• Task goal: How many lines in these records hold the string "Write"? Reply with the number alone.

══════

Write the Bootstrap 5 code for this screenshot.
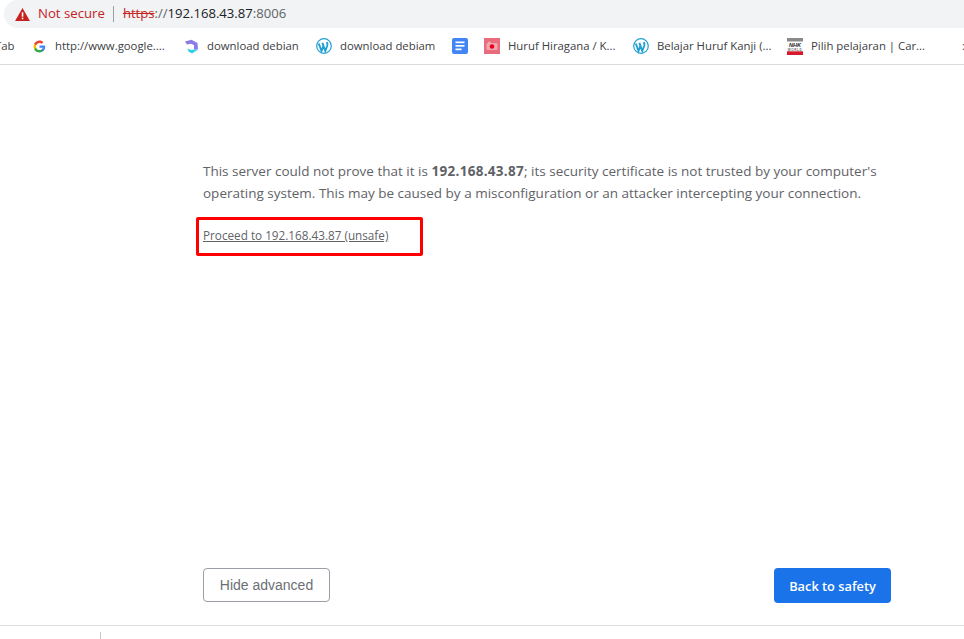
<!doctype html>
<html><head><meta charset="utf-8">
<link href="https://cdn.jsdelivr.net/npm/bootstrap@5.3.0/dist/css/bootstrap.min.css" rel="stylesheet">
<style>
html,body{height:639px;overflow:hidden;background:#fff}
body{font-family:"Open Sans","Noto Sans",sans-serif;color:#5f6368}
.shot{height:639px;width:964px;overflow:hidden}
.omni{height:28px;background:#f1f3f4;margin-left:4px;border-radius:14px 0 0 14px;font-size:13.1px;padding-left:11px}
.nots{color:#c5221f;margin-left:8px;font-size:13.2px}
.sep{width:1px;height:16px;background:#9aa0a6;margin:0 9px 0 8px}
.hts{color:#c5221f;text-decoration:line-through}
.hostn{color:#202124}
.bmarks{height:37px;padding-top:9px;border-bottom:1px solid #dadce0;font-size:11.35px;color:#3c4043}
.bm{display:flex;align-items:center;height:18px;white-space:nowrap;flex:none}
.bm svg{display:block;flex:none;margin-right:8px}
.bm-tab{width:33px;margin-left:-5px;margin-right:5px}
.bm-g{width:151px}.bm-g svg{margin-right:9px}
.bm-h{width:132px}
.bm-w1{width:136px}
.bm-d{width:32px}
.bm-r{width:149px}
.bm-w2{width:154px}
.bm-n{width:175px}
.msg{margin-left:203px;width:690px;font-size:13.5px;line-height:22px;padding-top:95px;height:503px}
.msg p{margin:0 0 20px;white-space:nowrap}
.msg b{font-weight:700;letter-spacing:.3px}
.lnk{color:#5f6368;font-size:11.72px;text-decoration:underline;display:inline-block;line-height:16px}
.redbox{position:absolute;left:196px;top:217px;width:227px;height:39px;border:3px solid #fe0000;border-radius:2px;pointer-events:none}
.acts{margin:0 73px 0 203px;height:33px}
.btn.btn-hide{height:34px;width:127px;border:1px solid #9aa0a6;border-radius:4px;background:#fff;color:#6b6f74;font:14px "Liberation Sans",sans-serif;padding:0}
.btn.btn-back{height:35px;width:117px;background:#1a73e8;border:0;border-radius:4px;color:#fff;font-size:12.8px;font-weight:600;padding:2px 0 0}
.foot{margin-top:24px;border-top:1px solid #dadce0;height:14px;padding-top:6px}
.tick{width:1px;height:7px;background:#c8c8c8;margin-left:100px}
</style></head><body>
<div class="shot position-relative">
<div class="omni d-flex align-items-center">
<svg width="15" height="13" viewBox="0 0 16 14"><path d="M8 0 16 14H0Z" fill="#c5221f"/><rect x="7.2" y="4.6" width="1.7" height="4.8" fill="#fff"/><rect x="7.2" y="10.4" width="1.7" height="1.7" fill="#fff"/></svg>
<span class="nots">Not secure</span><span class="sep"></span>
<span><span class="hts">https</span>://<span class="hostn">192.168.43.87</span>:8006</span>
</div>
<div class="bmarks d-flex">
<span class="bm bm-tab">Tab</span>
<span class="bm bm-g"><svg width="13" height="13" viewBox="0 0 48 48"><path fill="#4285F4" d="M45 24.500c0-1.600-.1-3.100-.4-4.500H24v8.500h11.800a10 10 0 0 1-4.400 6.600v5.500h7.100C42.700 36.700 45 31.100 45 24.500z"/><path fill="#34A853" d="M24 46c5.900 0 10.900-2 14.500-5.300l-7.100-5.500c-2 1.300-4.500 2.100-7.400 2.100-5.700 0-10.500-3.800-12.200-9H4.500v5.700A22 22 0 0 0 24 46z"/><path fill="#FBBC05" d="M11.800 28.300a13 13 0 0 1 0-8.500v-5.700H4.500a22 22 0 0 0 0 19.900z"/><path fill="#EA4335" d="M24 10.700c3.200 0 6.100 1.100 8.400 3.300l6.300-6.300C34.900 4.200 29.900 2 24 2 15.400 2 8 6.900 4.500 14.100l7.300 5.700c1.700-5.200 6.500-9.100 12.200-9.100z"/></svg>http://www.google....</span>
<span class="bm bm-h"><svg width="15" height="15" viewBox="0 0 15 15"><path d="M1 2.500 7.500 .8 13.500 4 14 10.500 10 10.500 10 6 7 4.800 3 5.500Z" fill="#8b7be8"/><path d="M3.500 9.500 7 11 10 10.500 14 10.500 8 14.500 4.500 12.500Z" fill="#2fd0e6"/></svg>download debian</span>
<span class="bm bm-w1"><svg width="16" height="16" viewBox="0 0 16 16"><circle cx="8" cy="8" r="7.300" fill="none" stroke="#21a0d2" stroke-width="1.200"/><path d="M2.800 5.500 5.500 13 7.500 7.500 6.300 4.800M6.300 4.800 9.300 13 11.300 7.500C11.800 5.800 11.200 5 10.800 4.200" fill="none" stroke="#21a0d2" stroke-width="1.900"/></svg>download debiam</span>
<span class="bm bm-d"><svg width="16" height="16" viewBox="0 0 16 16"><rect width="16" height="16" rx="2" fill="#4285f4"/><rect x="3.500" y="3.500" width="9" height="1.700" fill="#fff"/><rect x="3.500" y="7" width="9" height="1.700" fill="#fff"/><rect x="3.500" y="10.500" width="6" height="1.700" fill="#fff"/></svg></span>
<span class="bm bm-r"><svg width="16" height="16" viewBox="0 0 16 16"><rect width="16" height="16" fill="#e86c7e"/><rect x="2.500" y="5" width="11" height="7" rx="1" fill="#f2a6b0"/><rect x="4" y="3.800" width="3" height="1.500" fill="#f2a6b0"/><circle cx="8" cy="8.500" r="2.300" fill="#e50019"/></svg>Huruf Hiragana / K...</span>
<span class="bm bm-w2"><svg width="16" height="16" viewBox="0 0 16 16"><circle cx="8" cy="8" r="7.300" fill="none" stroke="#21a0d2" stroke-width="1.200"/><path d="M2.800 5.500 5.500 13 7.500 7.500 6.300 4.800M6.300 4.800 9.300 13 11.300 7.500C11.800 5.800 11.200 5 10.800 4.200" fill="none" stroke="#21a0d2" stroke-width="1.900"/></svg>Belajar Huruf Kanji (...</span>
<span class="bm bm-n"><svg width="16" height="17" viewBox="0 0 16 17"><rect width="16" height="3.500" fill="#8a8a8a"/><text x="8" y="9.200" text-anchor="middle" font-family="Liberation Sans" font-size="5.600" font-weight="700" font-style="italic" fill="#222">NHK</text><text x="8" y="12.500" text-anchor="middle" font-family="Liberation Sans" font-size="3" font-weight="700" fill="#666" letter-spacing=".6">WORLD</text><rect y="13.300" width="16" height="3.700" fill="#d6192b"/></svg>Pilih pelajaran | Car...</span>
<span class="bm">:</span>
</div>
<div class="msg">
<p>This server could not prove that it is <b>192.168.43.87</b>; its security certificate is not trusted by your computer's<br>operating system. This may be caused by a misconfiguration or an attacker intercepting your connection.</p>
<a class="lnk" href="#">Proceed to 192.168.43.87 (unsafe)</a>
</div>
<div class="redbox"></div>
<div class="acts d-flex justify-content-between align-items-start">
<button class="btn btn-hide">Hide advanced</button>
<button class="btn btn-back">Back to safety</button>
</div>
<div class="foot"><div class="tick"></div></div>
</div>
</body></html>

══════

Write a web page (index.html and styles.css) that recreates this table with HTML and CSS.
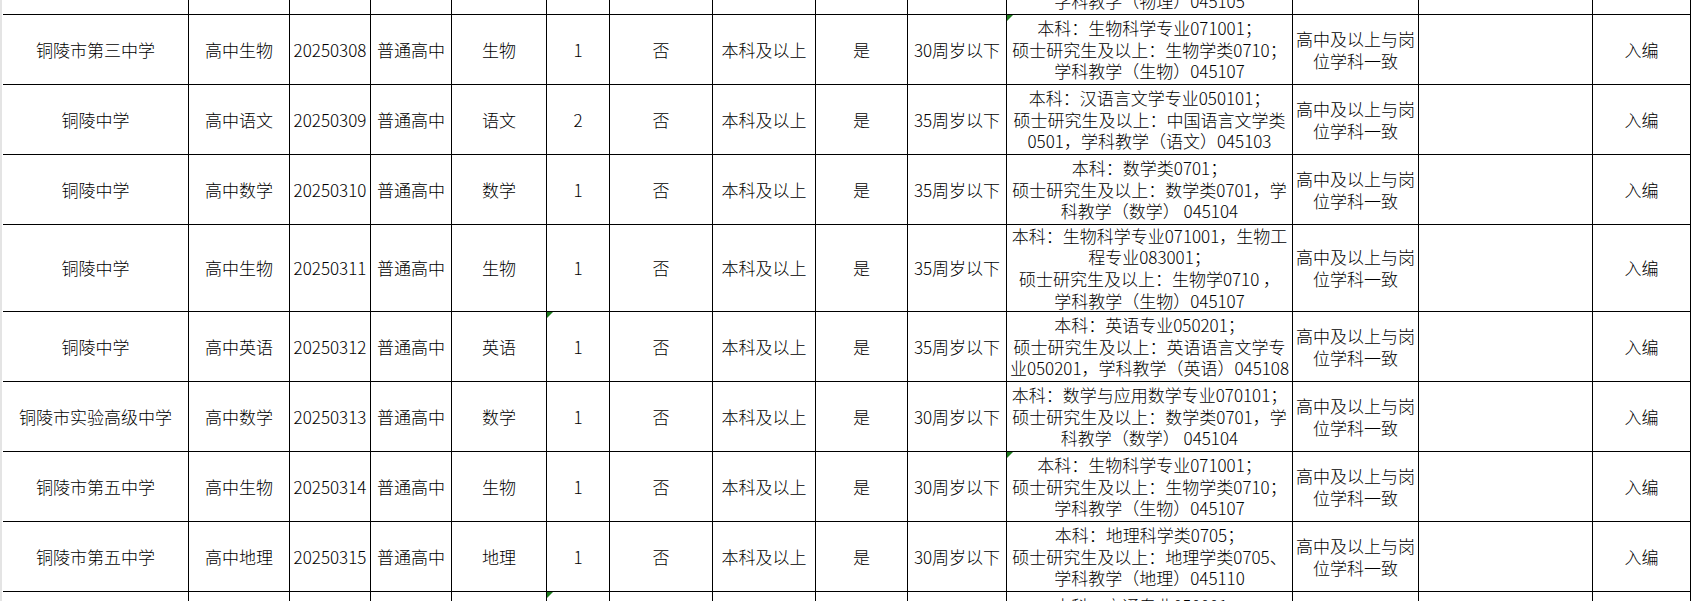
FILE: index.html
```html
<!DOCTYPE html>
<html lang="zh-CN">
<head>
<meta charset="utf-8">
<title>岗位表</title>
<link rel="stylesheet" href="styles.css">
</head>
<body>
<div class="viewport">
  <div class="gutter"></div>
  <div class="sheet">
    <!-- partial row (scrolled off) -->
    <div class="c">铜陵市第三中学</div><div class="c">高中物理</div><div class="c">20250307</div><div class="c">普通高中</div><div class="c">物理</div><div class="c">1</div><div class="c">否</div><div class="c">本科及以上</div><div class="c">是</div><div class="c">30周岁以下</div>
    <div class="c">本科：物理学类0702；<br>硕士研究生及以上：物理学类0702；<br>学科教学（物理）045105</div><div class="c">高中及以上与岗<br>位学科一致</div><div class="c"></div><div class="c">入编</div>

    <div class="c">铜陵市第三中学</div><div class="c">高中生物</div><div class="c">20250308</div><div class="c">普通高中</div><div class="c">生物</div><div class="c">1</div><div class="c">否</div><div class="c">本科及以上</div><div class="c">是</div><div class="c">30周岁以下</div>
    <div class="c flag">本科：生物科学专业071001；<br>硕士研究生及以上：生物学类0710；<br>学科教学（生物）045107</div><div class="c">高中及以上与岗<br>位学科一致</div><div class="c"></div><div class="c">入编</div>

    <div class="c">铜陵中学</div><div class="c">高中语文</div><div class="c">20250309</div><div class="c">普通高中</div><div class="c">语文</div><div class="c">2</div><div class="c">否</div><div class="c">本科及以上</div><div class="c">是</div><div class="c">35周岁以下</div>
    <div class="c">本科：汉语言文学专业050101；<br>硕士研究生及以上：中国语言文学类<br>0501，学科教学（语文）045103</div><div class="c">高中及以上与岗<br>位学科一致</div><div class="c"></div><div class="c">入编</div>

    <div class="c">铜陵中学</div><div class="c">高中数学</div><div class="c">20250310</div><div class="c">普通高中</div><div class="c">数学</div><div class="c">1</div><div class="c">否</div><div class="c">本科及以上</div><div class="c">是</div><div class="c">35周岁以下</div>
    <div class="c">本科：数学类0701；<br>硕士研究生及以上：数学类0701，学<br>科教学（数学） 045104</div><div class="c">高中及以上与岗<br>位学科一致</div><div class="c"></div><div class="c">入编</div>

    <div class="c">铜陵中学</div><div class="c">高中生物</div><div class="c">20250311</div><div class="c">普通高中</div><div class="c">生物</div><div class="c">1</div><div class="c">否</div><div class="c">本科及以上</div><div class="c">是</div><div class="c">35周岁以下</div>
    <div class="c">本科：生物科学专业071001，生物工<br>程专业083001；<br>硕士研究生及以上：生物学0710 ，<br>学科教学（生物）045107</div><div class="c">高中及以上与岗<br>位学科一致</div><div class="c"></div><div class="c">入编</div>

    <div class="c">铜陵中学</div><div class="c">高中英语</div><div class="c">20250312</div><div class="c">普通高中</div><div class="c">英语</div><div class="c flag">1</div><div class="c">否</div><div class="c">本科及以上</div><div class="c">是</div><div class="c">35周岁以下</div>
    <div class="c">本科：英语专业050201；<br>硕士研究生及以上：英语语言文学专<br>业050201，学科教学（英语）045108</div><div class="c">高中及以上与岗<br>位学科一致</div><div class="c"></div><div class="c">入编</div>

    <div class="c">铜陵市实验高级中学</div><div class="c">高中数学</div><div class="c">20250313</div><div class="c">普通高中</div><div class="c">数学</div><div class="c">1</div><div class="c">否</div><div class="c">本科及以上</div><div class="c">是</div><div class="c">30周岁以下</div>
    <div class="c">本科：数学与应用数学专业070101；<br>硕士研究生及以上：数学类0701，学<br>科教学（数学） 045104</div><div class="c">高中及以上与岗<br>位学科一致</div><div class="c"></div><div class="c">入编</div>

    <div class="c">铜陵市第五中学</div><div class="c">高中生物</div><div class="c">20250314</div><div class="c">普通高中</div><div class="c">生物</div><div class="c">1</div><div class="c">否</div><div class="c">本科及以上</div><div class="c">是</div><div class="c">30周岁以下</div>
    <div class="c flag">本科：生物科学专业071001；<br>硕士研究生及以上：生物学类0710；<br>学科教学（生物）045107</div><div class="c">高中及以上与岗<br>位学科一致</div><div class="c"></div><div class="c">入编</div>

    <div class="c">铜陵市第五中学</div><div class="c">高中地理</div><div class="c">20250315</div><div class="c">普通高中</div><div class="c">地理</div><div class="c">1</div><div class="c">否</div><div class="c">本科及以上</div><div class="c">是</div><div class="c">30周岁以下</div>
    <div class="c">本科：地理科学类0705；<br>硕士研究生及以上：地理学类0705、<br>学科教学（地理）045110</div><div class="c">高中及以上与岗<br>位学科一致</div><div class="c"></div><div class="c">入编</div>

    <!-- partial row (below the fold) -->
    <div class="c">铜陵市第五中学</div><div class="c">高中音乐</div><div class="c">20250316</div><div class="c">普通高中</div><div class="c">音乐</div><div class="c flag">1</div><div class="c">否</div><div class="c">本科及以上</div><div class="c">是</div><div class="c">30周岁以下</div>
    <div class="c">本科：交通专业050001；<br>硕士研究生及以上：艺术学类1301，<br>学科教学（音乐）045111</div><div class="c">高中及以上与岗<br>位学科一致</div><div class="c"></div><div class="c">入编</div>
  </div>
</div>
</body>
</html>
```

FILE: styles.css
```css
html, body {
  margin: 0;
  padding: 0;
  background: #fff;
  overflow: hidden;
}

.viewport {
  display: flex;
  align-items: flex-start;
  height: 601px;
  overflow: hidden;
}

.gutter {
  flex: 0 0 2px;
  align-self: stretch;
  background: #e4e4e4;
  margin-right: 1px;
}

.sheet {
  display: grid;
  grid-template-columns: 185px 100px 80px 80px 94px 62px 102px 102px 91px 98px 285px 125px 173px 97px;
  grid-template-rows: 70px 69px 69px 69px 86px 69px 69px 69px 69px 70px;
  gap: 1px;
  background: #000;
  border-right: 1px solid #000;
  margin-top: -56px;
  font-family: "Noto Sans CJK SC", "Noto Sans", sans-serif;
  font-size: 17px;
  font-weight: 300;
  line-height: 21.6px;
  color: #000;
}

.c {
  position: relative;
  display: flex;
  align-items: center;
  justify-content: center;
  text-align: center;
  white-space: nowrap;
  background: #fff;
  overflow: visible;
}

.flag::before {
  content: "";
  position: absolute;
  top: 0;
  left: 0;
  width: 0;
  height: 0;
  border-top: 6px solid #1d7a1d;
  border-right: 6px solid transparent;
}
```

══════

• Final result: 2